Dalla fuga dei cervelli ai cervelli in fuga

Anche il 2018, oramai giunto al termine, ha confermato un trend che ha negativamente caratterizzato gli ultimi anni di storia del nostro paese, e dimostrato come il fenomeno della “fuga di cervelli” non solo non si sia arrestato, ma sia addirittura in netta crescita. Il 2017, secondo i dati Istat, ha visto un incremento del fenomeno del 4% rispetto al 2016, mentre sono oltre 244 mila i giovani che, negli ultimi cinque anni, hanno lasciato il paese in cerca di un futuro migliore.

A lasciarci, ovviamente, sono principalmente giovani sotto i 25 anni di età con un titolo di studio medio-alto (156 mila tra diplomati e laureati, il 64% del numero totale), alla ricerca di opportunità professionali inesistenti nel belpaese a causa dell’andamento negativo del mercato del lavoro interno.
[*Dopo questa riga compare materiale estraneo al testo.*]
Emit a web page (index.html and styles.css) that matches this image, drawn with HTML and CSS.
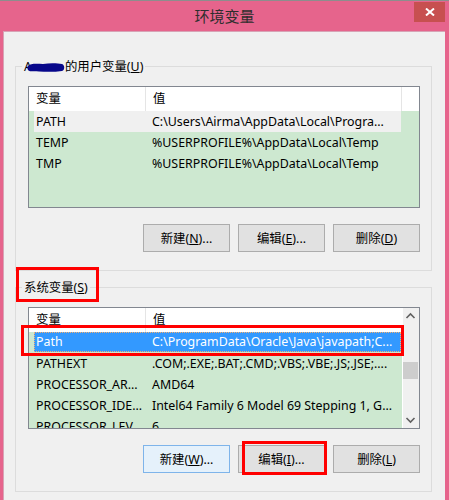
FILE: index.html
```html
<!DOCTYPE html>
<html lang="zh-CN">
<head>
<meta charset="utf-8">
<title>环境变量</title>
<link rel="stylesheet" href="styles.css">
</head>
<body>
<div class="window">
  <div class="titlebar">
    <span></span>
    <span class="title">环境变量</span>
    <button class="close" aria-label="关闭">
      <svg width="10" height="8" viewBox="0 0 10 8"><path d="M1 0.5 L9 7.5 M9 0.5 L1 7.5" stroke="#fff" stroke-width="2" fill="none"/></svg>
    </button>
  </div>
  <div class="client">
    <div class="group">
      <div class="group-label"><span class="owner">A<svg class="scribble" width="38" height="11" viewBox="0 0 38 11"><path d="M1 4 C4 1 10 2 16 2 C22 1 30 1 35 2 C38 3 38 8 35 9 C28 10 20 10 12 9.5 C7 9 2 10 1 8 C0 6 0 5 1 4 Z" fill="#07078a"/></svg></span>的用户变量(<u>U</u>)</div>
      <div class="list">
        <div class="list-main">
          <div class="hdr">
            <div class="hc h1">变量</div>
            <div class="hc h2">值</div>
            <div class="hc h3"></div>
          </div>
          <div class="row inactive"><div class="c1">PATH</div><div class="c2">C:\Users\Airma\AppData\Local\Progra...</div></div>
          <div class="row"><div class="c1">TEMP</div><div class="c2">%USERPROFILE%\AppData\Local\Temp</div></div>
          <div class="row"><div class="c1">TMP</div><div class="c2">%USERPROFILE%\AppData\Local\Temp</div></div>
        </div>
      </div>
      <div class="buttons">
        <button class="btn">新建(<u>N</u>)...</button>
        <button class="btn">编辑(<u>E</u>)...</button>
        <button class="btn">删除(<u>D</u>)</button>
      </div>
    </div>

    <div class="group">
      <div class="group-label">系统变量(<u>S</u>)</div>
      <div class="list">
        <div class="list-main">
          <div class="hdr">
            <div class="hc h1">变量</div>
            <div class="hc h2 last">值</div>
          </div>
          <div class="row selected"><div class="c1">Path</div><div class="c2">C:\ProgramData\Oracle\Java\javapath;C...</div></div>
          <div class="row"><div class="c1">PATHEXT</div><div class="c2">.COM;.EXE;.BAT;.CMD;.VBS;.VBE;.JS;.JSE;....</div></div>
          <div class="row"><div class="c1">PROCESSOR_AR...</div><div class="c2">AMD64</div></div>
          <div class="row"><div class="c1">PROCESSOR_IDE...</div><div class="c2">Intel64 Family 6 Model 69 Stepping 1, G...</div></div>
          <div class="row"><div class="c1">PROCESSOR_LEV...</div><div class="c2">6</div></div>
        </div>
        <div class="scrollbar">
          <svg class="arrow" width="17" height="17" viewBox="0 0 17 17"><path d="M4.5 10 L8.5 6 L12.5 10" stroke="#606060" stroke-width="1.6" fill="none"/></svg>
          <div class="track"><div class="thumb"></div></div>
          <svg class="arrow" width="17" height="17" viewBox="0 0 17 17"><path d="M4.5 7 L8.5 11 L12.5 7" stroke="#606060" stroke-width="1.6" fill="none"/></svg>
        </div>
      </div>
      <div class="buttons">
        <button class="btn default">新建(<u>W</u>)...</button>
        <button class="btn">编辑(<u>I</u>)...</button>
        <button class="btn">删除(<u>L</u>)</button>
      </div>
    </div>
  </div>
</div>

<div class="mark mark-sys"></div>
<div class="mark mark-path"></div>
<div class="mark mark-edit"></div>
</body>
</html>
```

FILE: styles.css
```css
* {
  box-sizing: border-box;
}

html, body {
  margin: 0;
  padding: 0;
}

body {
  width: 449px;
  height: 500px;
  overflow: hidden;
  position: relative;
  background: #e6648c;
  font-family: "Noto Sans", "Noto Sans CJK SC", sans-serif;
  font-size: 12.4px;
  color: #000;
}

.window {
  width: 449px;
  height: 500px;
}

.titlebar {
  height: 31px;
  border-top: 1px solid #8d8d8d;
  display: grid;
  grid-template-columns: 1fr auto 1fr;
  align-items: center;
}

.title {
  font-family: "Noto Sans CJK SC", sans-serif;
  font-size: 15px;
  color: #2e2e2e;
  line-height: 20px;
  margin-top: -1px;
}

.close {
  justify-self: end;
  align-self: start;
  width: 31px;
  height: 20px;
  margin: 1px 4px 0 0;
  padding: 0;
  border: none;
  background: #c75050;
  display: flex;
  align-items: center;
  justify-content: center;
}

.client {
  margin: 0 4px 0 3px;
  height: 469px;
  background: #f0f0f0;
  border-top: 1px solid #d7a3b5;
  border-left: 1px solid #d7a3b5;
  padding: 34px 13px 0 11px;
}

.group {
  border: 1px solid #dcdcdc;
  padding: 0 11px 18px 12px;
  display: flex;
  flex-direction: column;
}

.group + .group {
  margin-top: 16px;
}

.group-label {
  align-self: flex-start;
  height: 17px;
  line-height: 17px;
  margin: -9px 0 0 -6px;
  padding: 0 2px;
  background: #f0f0f0;
  display: flex;
  align-items: center;
  white-space: nowrap;
}

.owner {
  display: inline-flex;
  align-items: center;
}

.scribble {
  margin-left: -5px;
  margin-top: 1px;
}

u {
  text-decoration: underline;
  text-underline-offset: 1px;
}

.list {
  margin-top: 11px;
  height: 122px;
  border: 1px solid #828790;
  background: #cde8d0;
  display: flex;
  overflow: hidden;
}

.list-main {
  flex: 1;
  min-width: 0;
  overflow: hidden;
}

.hdr {
  height: 24px;
  background: #fff;
  display: flex;
}

.hc {
  padding-left: 7px;
  line-height: 23px;
  border-right: 1px solid #e5e5e5;
  white-space: nowrap;
}

.h1 {
  width: 117px;
}

.h2 {
  width: 256px;
}

.h2.last {
  flex: 1;
  border-right: none;
}

.h3 {
  flex: 1;
  border-right: none;
}

.row {
  margin-left: 5px;
  width: 367px;
  height: 21px;
  line-height: 21px;
  display: flex;
  white-space: nowrap;
}

.row .c1 {
  width: 111px;
  padding-left: 2px;
  overflow: hidden;
}

.row .c2 {
  flex: 1;
  padding-left: 7px;
  overflow: hidden;
}

.row.inactive {
  background: #f0f0f0;
}

.row.selected {
  background: #3399ff;
  color: #fff;
  height: 20px;
  line-height: 19px;
  margin-bottom: 1px;
  outline: 1px dotted #f5b070;
  outline-offset: -1px;
}

.scrollbar {
  width: 17px;
  background: #f0f0f0;
  border-left: 1px solid #fff;
  display: flex;
  flex-direction: column;
}

.arrow {
  display: block;
  flex: none;
  margin-left: -1px;
}

.track {
  flex: 1;
  padding-top: 37px;
}

.thumb {
  width: 15px;
  height: 17px;
  background: #cdcdcd;
}

.buttons {
  margin-top: 16px;
  display: flex;
  justify-content: flex-end;
  gap: 8px;
}

.btn {
  width: 87px;
  height: 28px;
  margin: 0;
  padding: 0;
  border: 1px solid #acacac;
  background: #e1e1e1;
  font-family: "Noto Sans", "Noto Sans CJK SC", sans-serif;
  font-size: 12.4px;
  color: #000;
}

.btn.default {
  border-color: #7eb4ea;
  background: #e5f1fb;
}

.mark {
  position: absolute;
  border: 3px solid #ff0000;
}

.mark-sys {
  left: 16px;
  top: 267px;
  width: 83px;
  height: 35px;
}

.mark-path {
  left: 21px;
  top: 325px;
  width: 383px;
  height: 31px;
}

.mark-edit {
  left: 242px;
  top: 441px;
  width: 85px;
  height: 34px;
}
```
E se, da un lato, preoccupa l’emorragia inarrestabile di cervelli, non meno preoccupazione destano le sorti di chi, invece, rimane. I recenti fatti di cronaca, la tragedia avvenuta presso la discoteca Lanterna Azzurra di Corinaldo prima fra tutte, hanno infatti riacceso il dibattito sui giovani di oggi, e sui principi sui quali si basa la loro (dis)educazione.

La vicenda, da questo punto di vista, ci offre innumerevoli spunti di riflessione: una discoteca piena (a quanto sembra il numero di presenti era di gran lunga superiore a quello consentito, questo è uno dei punti chiave delle indagini in corso e che hanno portato all’iscrizione sul registro degli indagati 10 persone) di ragazzini in età puberale o poco più accorsi (avallati da genitori disposti a passare la serata in macchina ad aspettarli pur di accontentarli) ad assistere al concerto di uno dei fenomeni del momento, un “artista” dai contenuti discutibili e dai testi volgarmente espliciti che inneggiano al consumismo, che propongono come unico scopo da perseguire il successo economico ad ogni costo, che suggeriscono l’idea della donna come un oggetto di piacere da usare e poi gettare. Ragazzini pronti a idolatrare personaggi che propongono modelli di vita facile, dove il successo non è legato all’impegno e alle capacità, modelli di vita in cui contano solo l’immagine e l’apparenza. Quegli stessi ragazzini troppo spesso autori di atti di bullismo, quegli stessi ragazzini figli di genitori inadeguati.

Sul caso di Corinaldo si è pronunciato anche Paolo Crepet, noto psichiatra che da anni denuncia la deriva delle famiglie a cui stiamo assistendo, con genitori incapaci di essere genitori, complici anziché guide dei propri figli. Lo psichiatra ha ravvisato delle responsabilità negli artisti che propongono determinati modelli e stili di vita (esaltazione della droga, di stili di vita disordinati e incentrati sulla ricerca della soddisfazione facile), ma anche e soprattutto nei genitori, che definisce tali ”solo sul piano teorico, perché totalmente incapaci di gestire il proprio ruolo e la loro essenziale funzione educativa”. Crepet, duramente attaccato per la posizione presa contro i cantanti trap, ha risposto a chi lo ha accusato che “se il cantante trap è libero di dire che drogarsi è bello, se le case discografiche sono libere di pubblicare i trap, se i genitori sono liberi di portare i figli ai loro concerti, mi pare che ormai ci sia ben poco da fare, se non rassegnarsi all’idea che drogarsi sia normale, ubriacarsi idem, fare sesso a dodici anni sia la cosa più ovvia del mondo”.

E, se questa è la realtà, non resta che domandarsi se oggi la vera emergenza sia la fuga dei cervelli o, piuttosto, i tanti, troppi cervelli in fuga.